What you will do:
Each line of the data that includes the string "this" is to be copied out.

Information given:
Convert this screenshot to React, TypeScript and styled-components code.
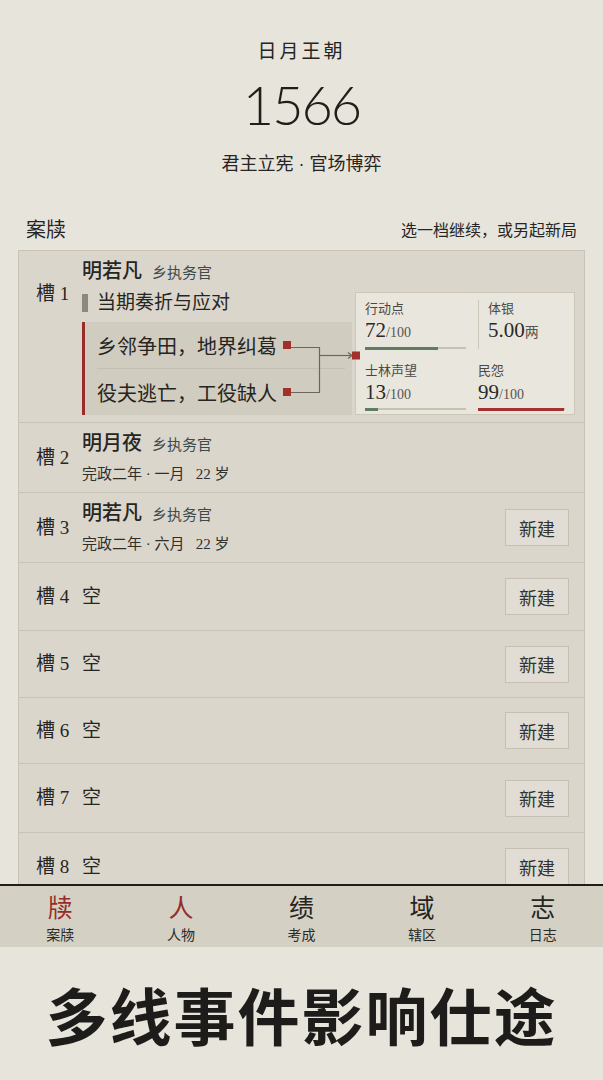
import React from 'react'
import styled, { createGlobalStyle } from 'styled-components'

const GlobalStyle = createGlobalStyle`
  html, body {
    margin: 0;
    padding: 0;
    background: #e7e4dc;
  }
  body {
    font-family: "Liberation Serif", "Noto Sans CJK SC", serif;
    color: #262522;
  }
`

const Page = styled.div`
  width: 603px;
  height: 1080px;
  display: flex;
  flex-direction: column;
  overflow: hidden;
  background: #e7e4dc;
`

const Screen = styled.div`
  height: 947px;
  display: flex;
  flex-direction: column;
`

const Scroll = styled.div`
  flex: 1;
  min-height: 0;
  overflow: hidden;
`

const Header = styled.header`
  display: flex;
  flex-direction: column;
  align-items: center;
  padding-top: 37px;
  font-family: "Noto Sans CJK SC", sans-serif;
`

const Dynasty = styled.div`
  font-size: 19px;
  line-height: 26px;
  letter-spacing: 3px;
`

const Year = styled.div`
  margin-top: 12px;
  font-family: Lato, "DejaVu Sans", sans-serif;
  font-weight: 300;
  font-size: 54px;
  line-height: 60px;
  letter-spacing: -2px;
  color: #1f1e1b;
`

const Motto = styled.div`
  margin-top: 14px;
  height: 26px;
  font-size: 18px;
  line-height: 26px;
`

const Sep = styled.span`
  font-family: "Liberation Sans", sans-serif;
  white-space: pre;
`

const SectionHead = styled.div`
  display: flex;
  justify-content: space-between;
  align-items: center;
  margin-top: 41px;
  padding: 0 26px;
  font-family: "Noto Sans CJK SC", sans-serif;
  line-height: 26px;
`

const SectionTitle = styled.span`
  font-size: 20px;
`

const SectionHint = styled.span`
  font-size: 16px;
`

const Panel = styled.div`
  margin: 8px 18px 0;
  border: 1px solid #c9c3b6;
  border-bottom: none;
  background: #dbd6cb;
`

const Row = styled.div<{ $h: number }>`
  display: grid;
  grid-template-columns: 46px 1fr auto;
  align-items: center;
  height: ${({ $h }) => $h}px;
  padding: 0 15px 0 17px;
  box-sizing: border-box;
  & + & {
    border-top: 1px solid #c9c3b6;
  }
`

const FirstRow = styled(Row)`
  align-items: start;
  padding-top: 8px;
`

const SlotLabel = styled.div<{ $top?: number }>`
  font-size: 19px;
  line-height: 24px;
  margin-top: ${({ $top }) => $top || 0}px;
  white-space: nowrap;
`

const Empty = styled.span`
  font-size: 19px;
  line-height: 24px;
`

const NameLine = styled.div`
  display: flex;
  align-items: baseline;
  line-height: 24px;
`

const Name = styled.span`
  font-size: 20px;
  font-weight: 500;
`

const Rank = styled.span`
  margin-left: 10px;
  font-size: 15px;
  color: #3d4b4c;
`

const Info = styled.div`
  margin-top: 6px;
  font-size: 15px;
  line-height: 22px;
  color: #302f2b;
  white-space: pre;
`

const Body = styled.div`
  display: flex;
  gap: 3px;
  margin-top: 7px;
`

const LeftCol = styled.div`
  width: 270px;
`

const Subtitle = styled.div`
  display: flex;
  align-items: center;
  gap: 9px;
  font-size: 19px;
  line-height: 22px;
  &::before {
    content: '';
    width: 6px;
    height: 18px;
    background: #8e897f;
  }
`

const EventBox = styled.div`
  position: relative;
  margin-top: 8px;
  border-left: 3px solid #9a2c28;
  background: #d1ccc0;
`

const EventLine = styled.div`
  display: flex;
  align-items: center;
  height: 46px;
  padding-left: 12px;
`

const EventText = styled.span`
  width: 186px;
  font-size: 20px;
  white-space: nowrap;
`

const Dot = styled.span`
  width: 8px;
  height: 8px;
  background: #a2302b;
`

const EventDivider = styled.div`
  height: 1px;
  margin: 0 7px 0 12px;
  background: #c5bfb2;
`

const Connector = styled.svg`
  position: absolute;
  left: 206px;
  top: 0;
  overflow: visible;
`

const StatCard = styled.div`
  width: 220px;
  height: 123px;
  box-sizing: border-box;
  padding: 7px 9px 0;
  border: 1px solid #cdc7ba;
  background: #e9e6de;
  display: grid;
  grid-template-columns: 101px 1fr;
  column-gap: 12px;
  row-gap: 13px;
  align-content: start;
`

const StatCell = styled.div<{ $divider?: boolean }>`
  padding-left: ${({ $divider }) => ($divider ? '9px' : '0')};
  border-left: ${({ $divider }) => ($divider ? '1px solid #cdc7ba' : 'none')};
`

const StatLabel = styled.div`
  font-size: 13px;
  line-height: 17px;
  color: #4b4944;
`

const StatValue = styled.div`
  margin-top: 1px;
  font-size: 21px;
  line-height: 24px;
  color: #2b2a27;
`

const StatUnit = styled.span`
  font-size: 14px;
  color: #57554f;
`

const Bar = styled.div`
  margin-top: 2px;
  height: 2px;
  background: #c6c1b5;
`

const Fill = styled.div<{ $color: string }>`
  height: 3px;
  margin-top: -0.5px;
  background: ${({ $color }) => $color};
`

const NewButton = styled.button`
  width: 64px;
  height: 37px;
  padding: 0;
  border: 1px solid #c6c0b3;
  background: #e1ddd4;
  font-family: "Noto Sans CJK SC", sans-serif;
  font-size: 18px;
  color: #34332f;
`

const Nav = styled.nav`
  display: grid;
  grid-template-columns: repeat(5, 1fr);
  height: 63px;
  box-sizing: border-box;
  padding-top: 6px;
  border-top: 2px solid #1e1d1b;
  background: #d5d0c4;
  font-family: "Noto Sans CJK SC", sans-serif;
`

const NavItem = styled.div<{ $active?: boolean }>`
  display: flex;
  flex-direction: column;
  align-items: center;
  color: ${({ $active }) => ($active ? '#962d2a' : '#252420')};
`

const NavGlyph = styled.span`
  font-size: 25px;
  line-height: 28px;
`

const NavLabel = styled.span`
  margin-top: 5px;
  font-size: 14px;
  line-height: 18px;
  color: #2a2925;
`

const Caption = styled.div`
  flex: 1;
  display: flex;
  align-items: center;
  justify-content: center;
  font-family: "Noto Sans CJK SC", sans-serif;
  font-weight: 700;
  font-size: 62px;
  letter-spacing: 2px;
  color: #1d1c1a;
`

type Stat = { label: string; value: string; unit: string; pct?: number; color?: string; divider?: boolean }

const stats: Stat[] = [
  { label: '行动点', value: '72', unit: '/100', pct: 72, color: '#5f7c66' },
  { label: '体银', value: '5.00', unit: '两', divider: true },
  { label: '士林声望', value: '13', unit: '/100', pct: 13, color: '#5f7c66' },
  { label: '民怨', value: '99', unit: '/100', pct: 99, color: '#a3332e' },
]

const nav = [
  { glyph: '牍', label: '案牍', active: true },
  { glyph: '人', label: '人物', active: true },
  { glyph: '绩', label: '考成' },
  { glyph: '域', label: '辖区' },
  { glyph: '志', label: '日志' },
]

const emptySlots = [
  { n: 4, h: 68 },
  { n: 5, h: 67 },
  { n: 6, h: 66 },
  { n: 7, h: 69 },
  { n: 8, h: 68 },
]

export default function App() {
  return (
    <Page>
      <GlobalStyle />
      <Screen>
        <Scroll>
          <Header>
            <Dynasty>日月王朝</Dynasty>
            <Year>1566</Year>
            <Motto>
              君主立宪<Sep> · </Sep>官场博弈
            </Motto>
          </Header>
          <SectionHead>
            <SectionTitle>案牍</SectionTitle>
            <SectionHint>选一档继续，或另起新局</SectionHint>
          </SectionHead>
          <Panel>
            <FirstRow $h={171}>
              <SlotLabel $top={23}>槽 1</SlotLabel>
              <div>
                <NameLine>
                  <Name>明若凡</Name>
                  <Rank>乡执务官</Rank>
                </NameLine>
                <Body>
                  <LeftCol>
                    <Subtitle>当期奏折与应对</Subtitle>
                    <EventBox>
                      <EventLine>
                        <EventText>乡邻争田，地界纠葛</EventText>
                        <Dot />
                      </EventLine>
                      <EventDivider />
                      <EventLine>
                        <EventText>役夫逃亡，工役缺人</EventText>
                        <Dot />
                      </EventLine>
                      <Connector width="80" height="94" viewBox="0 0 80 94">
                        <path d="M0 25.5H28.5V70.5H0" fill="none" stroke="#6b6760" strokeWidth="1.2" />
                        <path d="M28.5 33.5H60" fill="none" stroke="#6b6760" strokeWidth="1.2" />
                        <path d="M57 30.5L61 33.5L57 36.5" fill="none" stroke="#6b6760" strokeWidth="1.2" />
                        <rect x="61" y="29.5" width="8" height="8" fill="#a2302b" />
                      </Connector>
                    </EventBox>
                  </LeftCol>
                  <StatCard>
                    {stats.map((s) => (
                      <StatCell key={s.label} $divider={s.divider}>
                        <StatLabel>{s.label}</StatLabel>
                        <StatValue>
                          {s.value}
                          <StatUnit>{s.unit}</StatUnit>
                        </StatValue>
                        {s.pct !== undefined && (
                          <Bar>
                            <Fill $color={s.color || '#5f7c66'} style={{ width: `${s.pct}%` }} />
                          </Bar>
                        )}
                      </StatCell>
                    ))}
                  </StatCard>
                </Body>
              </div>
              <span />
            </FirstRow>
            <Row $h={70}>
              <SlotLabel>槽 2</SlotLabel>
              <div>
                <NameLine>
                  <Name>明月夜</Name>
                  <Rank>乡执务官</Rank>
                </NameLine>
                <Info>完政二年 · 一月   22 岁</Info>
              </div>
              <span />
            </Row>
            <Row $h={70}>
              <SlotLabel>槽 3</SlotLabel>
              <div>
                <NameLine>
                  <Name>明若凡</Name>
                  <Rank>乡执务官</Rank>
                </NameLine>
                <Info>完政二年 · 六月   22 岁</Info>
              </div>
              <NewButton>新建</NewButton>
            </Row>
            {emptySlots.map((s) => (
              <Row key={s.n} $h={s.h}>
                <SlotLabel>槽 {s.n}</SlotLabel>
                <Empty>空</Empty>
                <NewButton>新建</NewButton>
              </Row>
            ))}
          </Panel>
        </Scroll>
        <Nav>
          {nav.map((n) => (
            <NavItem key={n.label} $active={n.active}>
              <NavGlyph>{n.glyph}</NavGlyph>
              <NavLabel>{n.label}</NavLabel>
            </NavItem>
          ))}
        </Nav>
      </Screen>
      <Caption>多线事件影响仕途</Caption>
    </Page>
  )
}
---
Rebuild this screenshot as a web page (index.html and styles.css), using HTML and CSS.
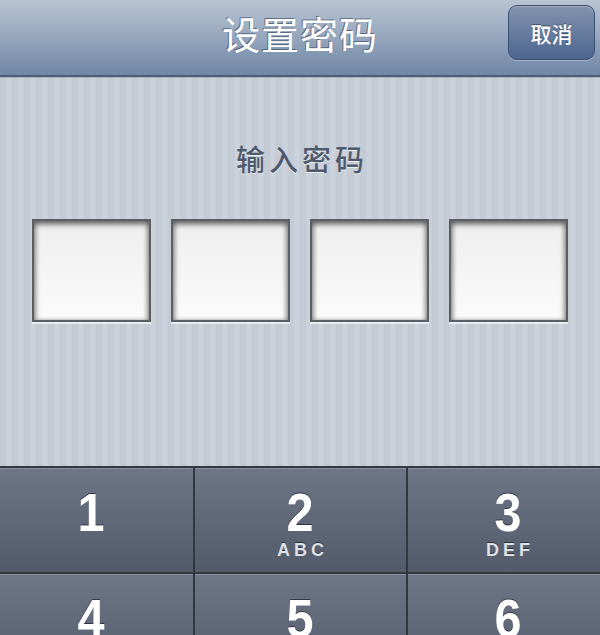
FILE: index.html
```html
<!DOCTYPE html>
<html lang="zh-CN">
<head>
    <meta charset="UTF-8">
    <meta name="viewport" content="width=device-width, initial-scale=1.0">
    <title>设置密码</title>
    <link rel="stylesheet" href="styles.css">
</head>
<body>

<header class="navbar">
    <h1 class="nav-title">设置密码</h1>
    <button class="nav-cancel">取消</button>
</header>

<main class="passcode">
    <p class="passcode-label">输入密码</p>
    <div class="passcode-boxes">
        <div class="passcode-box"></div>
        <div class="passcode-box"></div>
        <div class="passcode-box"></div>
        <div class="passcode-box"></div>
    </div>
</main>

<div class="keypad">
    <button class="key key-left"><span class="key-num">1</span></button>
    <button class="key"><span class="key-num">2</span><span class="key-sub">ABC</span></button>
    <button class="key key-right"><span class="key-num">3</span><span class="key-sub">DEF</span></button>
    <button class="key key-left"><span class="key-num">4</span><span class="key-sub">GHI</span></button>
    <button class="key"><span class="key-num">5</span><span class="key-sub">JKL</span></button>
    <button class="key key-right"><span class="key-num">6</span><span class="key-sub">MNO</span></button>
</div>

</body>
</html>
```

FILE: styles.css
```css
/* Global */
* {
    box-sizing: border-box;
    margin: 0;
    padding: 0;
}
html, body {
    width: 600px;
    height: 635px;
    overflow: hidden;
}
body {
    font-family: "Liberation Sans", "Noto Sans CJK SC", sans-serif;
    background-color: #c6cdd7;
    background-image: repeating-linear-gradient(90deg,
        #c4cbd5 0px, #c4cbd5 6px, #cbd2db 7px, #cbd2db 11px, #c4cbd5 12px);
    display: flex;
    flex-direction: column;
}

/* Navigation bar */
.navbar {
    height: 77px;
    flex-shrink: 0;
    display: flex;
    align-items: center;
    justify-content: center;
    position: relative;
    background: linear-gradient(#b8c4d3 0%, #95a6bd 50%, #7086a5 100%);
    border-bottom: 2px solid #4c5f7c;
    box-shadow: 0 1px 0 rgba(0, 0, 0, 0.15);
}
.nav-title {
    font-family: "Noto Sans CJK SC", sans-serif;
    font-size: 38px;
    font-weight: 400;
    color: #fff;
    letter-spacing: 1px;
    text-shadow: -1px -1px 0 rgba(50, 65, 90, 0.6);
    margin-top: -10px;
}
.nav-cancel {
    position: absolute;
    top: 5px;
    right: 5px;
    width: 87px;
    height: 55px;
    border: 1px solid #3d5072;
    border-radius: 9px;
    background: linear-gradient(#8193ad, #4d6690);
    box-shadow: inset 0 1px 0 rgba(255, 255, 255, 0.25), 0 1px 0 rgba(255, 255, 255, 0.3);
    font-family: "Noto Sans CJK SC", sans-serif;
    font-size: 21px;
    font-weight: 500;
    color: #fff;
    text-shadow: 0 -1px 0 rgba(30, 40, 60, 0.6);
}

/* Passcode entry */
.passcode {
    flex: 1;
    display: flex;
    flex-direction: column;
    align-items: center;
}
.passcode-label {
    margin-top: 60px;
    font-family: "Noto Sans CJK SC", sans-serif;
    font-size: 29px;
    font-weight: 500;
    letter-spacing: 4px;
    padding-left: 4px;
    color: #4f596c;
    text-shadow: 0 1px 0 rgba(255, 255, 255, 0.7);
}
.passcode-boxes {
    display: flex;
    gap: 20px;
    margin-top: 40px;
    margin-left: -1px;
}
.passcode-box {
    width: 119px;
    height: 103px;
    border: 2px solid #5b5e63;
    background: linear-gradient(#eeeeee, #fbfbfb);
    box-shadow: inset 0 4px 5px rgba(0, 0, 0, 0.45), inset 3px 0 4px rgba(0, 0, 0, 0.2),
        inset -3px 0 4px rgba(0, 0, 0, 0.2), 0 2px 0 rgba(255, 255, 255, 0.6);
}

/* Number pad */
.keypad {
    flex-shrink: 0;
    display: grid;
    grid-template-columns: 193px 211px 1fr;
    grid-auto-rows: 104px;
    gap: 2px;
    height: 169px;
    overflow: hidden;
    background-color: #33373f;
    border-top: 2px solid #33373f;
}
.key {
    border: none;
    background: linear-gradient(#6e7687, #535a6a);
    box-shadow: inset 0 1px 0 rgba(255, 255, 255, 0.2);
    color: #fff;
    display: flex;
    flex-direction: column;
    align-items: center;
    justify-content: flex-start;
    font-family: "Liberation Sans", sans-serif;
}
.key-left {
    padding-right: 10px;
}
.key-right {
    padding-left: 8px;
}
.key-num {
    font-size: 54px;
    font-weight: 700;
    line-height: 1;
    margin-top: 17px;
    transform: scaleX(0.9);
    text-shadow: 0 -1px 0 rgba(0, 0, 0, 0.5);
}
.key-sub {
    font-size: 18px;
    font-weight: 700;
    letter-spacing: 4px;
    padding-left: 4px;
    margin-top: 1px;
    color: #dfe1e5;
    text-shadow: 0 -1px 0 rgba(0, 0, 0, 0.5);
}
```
--
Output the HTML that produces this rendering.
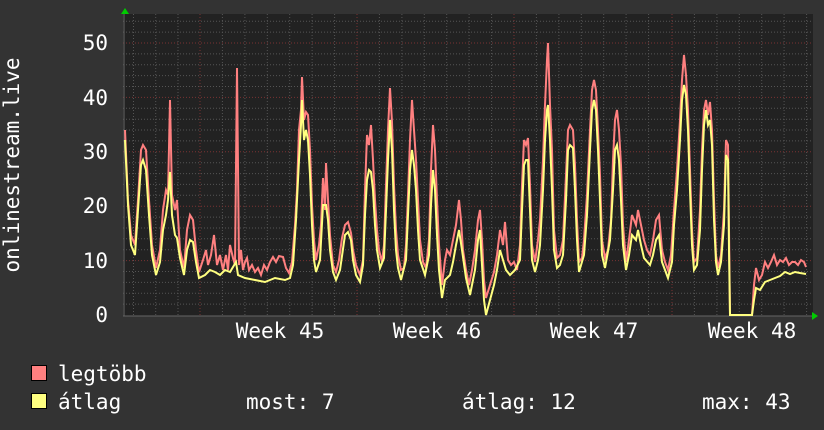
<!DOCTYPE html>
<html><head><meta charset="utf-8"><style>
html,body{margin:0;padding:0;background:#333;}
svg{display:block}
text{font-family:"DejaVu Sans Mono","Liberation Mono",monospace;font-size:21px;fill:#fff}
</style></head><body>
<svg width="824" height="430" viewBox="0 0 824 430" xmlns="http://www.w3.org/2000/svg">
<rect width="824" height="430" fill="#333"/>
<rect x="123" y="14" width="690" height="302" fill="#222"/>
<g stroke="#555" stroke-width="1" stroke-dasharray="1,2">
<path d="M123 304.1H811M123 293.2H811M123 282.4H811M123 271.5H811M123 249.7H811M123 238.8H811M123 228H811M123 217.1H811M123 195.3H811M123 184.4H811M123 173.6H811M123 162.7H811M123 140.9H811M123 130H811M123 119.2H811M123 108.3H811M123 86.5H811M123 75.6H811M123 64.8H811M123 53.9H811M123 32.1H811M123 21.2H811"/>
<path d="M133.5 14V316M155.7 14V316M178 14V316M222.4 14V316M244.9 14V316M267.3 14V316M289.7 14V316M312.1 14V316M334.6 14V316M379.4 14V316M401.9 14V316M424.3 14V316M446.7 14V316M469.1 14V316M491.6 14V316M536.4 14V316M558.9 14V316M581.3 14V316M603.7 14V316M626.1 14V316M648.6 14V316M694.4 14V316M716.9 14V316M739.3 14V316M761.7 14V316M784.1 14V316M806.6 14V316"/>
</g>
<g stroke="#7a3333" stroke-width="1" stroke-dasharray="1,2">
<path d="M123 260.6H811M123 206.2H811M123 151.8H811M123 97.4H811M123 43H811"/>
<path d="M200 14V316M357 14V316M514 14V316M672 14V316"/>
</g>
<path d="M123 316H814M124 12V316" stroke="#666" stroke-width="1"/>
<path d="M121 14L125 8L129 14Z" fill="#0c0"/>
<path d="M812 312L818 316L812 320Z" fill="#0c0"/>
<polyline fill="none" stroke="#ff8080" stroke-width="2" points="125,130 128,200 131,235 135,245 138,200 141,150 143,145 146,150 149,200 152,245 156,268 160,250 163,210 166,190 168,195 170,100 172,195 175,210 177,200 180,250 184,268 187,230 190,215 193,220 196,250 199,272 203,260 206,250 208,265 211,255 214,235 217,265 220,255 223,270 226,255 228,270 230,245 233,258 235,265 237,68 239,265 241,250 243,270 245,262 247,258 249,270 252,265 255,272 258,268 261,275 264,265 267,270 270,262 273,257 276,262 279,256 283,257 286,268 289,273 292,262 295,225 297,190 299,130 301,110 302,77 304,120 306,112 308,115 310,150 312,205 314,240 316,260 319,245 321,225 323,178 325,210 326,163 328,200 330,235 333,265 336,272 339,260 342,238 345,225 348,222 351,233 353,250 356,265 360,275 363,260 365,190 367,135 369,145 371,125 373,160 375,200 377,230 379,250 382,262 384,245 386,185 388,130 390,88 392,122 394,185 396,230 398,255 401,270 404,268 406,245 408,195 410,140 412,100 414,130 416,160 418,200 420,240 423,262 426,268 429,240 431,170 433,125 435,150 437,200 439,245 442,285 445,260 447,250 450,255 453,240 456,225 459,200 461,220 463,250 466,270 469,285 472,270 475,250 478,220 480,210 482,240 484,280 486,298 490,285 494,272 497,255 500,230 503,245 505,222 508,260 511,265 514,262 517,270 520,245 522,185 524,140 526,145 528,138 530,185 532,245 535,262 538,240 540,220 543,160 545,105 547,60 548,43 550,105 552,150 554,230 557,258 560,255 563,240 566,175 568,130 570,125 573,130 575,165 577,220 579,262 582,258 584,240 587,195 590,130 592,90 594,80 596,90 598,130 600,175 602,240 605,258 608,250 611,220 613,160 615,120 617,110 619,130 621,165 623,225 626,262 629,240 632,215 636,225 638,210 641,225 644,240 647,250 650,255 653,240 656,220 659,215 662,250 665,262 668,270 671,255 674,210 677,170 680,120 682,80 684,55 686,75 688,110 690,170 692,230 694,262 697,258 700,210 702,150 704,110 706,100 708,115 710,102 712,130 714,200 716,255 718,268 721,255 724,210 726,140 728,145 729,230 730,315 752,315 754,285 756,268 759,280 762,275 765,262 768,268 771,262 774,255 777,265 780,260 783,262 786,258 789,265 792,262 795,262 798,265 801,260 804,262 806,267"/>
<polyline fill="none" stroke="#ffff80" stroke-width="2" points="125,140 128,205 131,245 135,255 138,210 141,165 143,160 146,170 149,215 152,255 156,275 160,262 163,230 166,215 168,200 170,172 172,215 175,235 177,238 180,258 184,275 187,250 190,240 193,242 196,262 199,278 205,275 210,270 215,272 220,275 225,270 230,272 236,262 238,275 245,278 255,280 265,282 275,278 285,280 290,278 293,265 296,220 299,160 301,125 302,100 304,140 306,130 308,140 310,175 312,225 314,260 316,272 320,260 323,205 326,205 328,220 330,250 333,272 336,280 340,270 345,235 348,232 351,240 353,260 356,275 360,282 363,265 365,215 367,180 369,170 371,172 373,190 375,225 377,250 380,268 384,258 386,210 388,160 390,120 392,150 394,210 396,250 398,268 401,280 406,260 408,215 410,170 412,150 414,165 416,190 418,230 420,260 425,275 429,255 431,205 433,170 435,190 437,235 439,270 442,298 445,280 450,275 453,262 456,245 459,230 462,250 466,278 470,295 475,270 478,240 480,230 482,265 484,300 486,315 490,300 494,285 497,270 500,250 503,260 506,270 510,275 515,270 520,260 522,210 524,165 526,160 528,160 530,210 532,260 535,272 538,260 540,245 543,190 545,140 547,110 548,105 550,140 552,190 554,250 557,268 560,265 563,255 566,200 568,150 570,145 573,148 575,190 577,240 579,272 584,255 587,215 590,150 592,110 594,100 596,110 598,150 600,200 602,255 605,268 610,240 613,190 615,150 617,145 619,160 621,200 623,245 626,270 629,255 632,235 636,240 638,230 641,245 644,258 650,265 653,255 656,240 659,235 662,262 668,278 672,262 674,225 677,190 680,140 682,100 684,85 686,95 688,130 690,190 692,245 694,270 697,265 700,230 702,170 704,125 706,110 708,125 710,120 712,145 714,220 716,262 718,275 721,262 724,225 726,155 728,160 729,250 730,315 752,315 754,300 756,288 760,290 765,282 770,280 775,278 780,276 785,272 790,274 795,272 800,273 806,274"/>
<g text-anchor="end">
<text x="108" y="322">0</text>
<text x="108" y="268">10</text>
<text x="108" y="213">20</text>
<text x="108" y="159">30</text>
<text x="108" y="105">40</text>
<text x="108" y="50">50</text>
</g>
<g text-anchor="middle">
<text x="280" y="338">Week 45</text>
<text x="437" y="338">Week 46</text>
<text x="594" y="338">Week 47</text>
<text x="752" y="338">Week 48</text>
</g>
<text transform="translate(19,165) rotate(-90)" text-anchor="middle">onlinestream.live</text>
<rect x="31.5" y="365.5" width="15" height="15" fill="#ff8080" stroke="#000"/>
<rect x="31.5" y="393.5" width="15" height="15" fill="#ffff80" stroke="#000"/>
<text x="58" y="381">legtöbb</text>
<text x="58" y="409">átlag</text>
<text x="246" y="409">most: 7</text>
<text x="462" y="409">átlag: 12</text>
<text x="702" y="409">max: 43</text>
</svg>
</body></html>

Reply to the task:
Convert this screenshot to React, TypeScript and styled-components code.
Rebuild this screenshot as a web page (index.html and styles.css), using HTML and CSS.
Output the HTML that produces this rendering.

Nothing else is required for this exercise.